Partner with established institutions that have space and community trust. Faith communities often have underutilized space and missions aligned with community service—approach pastors or facility managers about hosting community fridges, tool libraries, or meeting space for organizing. Public libraries welcome community programs and offer free meeting space. Schools may allow community access to gardens or parking lots during non-school hours. Small businesses with extra space may donate or discount rent for community benefit projects. Parks departments manage public space where community gardens, events, or installations might be appropriate. For projects requiring minimal space like mutual aid networks or organizing committees, rotate hosting responsibilities among members' homes or use free public spaces like libraries or parks for meetings.
What's the fastest way to secure seed funding?

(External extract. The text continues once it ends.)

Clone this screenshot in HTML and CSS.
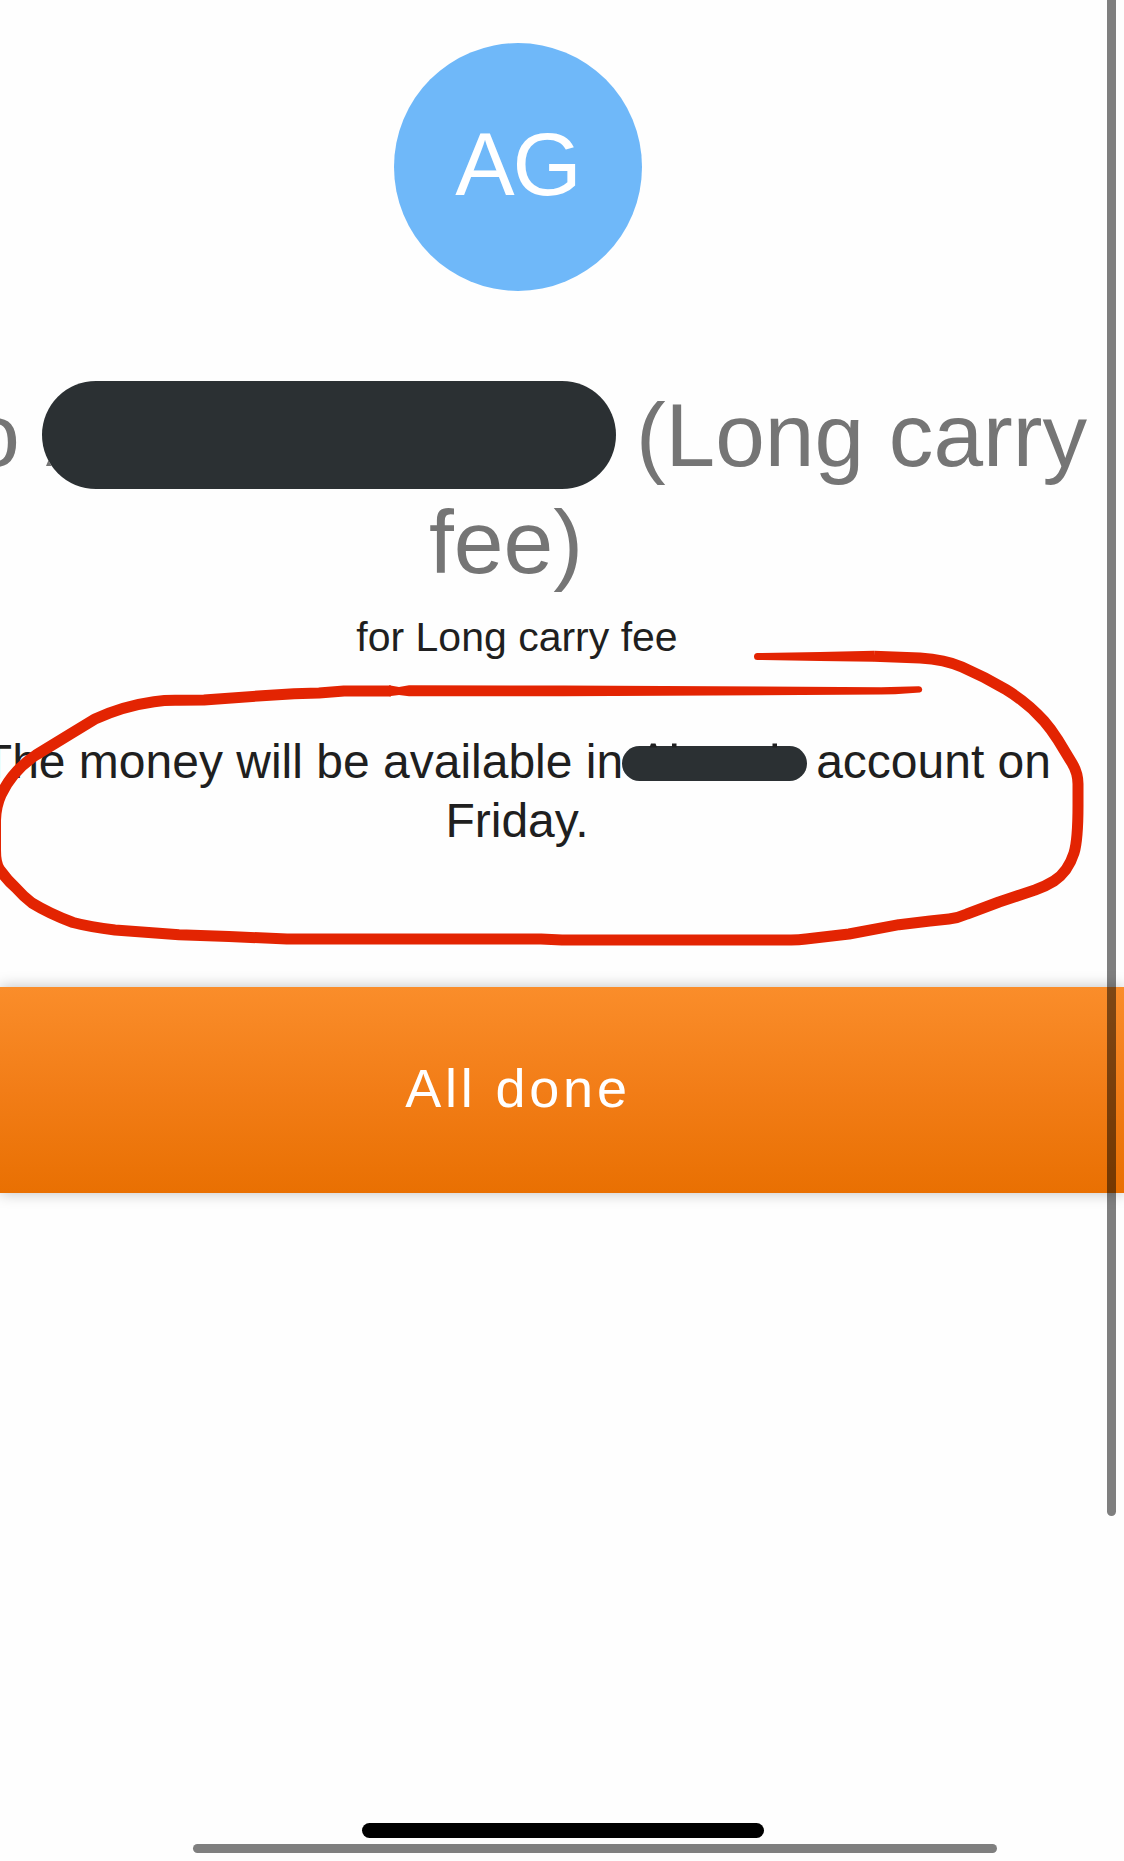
FILE: index.html
```
<!DOCTYPE html>
<html lang="en">
<head>
    <meta charset="UTF-8">
    <meta name="viewport" content="width=device-width, initial-scale=1.0">
    <title>Payment sent</title>
    <link rel="stylesheet" href="styles.css">
</head>
<body>
    <main class="confirmation">
        <div class="avatar">AG</div>

        <h1 class="recipient">
            <span class="line line-name">
                <span>To</span>
                <span class="redacted redacted-name"></span>
                <span>(Long carry</span>
            </span>
            <span class="line line-fee">fee)</span>
        </h1>

        <p class="reason">for Long carry fee</p>

        <p class="message">
            <span class="line line-account">
                <span>The money will be available in</span>
                <span class="redacted redacted-account"></span>
                <span>account on</span>
            </span>
            <span class="line">Friday.</span>
        </p>

        <button class="btn-done">All done</button>
    </main>

    <!-- Pen marks drawn over the page -->
    <svg class="markup" width="1124" height="1861" viewBox="0 0 1124 1861">
        <path class="letter-edge" d="M46 466L48.5 460L51.5 466Z"/>
        <path class="letter-tip" d="M651 743.5h4.5l1.5 4h-7.5ZM672 743.5h4.5v4H672ZM772.5 743.5h4.5v4h-4.5Z"/>
        <path class="pen" d="M874 656.3L920 658Q945 659.5 962 667Q985 677 1006 689.5Q1028 703 1044 721Q1051 729 1058 740L1072 763Q1078 773 1078 784V805Q1078 840 1074 853Q1068 872 1054 881Q1046 886 1035 890L999 902L967 914Q958 918 949 919L930 921L899 924.7L849 934L806 939Q799 940 791 940H562L541 939H287L229 936.5L179 934.7L115 930Q90 927 73 922.5Q50 914 32 903Q23 896 16 888Q7 880 0 870Q-4.5 864 -4.5 850V820Q-4 806 1 795Q12 771 36 755L72 733L95 719Q123 706 154 701.7Q166 700 179 700.3L204 700L258 696L294 693.7L319 693L344 691H391"/>
        <path class="pen-fill" d="M757.5 653L820 652L874 650.8V661.8L820 661L757.5 660A3.4 3.4 0 0 1 757.5 653Z"/>
        <path class="pen-fill" d="M389 685.2L399 687L409 685.2L562 685.6L881 687.2L919 686.2A3.3 3.3 0 0 1 920 692.6L895 694.3L881 694.6L562 696.2H409L399 695L389 696.2Z"/>
    </svg>

    <div class="scrollbar scrollbar-vertical"></div>
    <div class="home-indicator"></div>
    <div class="scrollbar scrollbar-horizontal"></div>
</body>
</html>
```
FILE: styles.css
```
* {
    margin: 0;
    padding: 0;
    box-sizing: border-box;
}

body {
    position: relative;
    width: 1124px;
    height: 1861px;
    overflow: hidden;
    background: #fefefe;
    color: #1f1f20;
    font-family: "Liberation Sans", Arial, sans-serif;
}

.confirmation {
    display: flex;
    flex-direction: column;
    padding-top: 43px;
}

.avatar {
    display: flex;
    align-items: center;
    justify-content: center;
    width: 248px;
    height: 248px;
    margin-left: 394px;
    padding: 0 1px 5px 0;
    border-radius: 50%;
    background: #6fb8f9;
    color: #fff;
    font-size: 89px;
    letter-spacing: -2px;
}

.line {
    display: block;
    width: 1034px;
    text-align: center;
    white-space: nowrap;
}

.line-name,
.line-account {
    display: flex;
    align-items: center;
    justify-content: flex-end;
    width: 100%;
}

.recipient {
    margin-top: 90px;
    color: #757575;
    font-size: 89.5px;
    font-weight: 400;
    line-height: 107px;
}

.line-name {
    padding-right: 37px;
    font-size: 89.2px;
}

.line-fee {
    padding-right: 22px;
}

.redacted {
    flex-shrink: 0;
    background: #2b3033;
}

.redacted-name {
    width: 574px;
    height: 108px;
    margin: 0 20px 0 22px;
    border-radius: 54px;
}

.reason {
    width: 1034px;
    margin-top: 16px;
    font-size: 41px;
    line-height: 50px;
    text-align: center;
}

.message {
    margin-top: 70px;
    font-size: 48px;
    line-height: 59px;
}

.line-account {
    padding-right: 73px;
}

.redacted-account {
    width: 185px;
    height: 35px;
    margin: 3px 9px 0 -1px;
    border-radius: 18px;
}

.btn-done {
    width: 100%;
    height: 206px;
    margin-top: 137px;
    padding: 0 88px 5px 0;
    border: none;
    background: linear-gradient(#fa8d2a, #f27d17 50%, #e97002);
    box-shadow: 0 0 14px rgba(0, 0, 0, 0.25);
    color: #fff;
    font-family: inherit;
    font-size: 54px;
    letter-spacing: 3.8px;
}

.markup {
    position: absolute;
    top: 0;
    left: 0;
}

.pen {
    fill: none;
    stroke: #e32402;
    stroke-width: 11;
    stroke-linejoin: round;
}

.pen-fill {
    fill: #e32402;
}

.letter-edge {
    fill: #757575;
}

.letter-tip {
    fill: #1f1f20;
}

.scrollbar {
    position: absolute;
    background: rgba(0, 0, 0, 0.5);
}

.scrollbar-vertical {
    top: 0;
    left: 1107px;
    width: 9px;
    height: 1516px;
    border-radius: 0 0 5px 5px;
}

.scrollbar-horizontal {
    top: 1844px;
    left: 193px;
    width: 804px;
    height: 9px;
    border-radius: 5px;
}

.home-indicator {
    position: absolute;
    top: 1823px;
    left: 362px;
    width: 402px;
    height: 15px;
    border-radius: 8px;
    background: #000;
}
```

Start by requesting in-kind donations rather than cash—borrowed refrigerators, donated tools, or free space cost providers little but provide significant value. For cash needs, approach local community foundations with microgrant programs (typically $500-$5,000) designed for neighborhood initiatives with quick turnaround. Contact local businesses' community relations departments with one-page proposals emphasizing shared interests—a grocery store benefits from food rescue reducing waste, a hardware store gains goodwill supporting a tool library. Launch crowdfunding campaigns through GoFundMe or similar platforms, setting modest initial goals ($1,000-$3,000) and sharing specific, tangible outcomes. Approach civic organizations like Rotary, Lions Club, or local fraternal organizations that support community projects. Many successful grassroots projects start with $0, proving the concept with volunteer labor and donated materials before seeking funding for expansion or sustainability.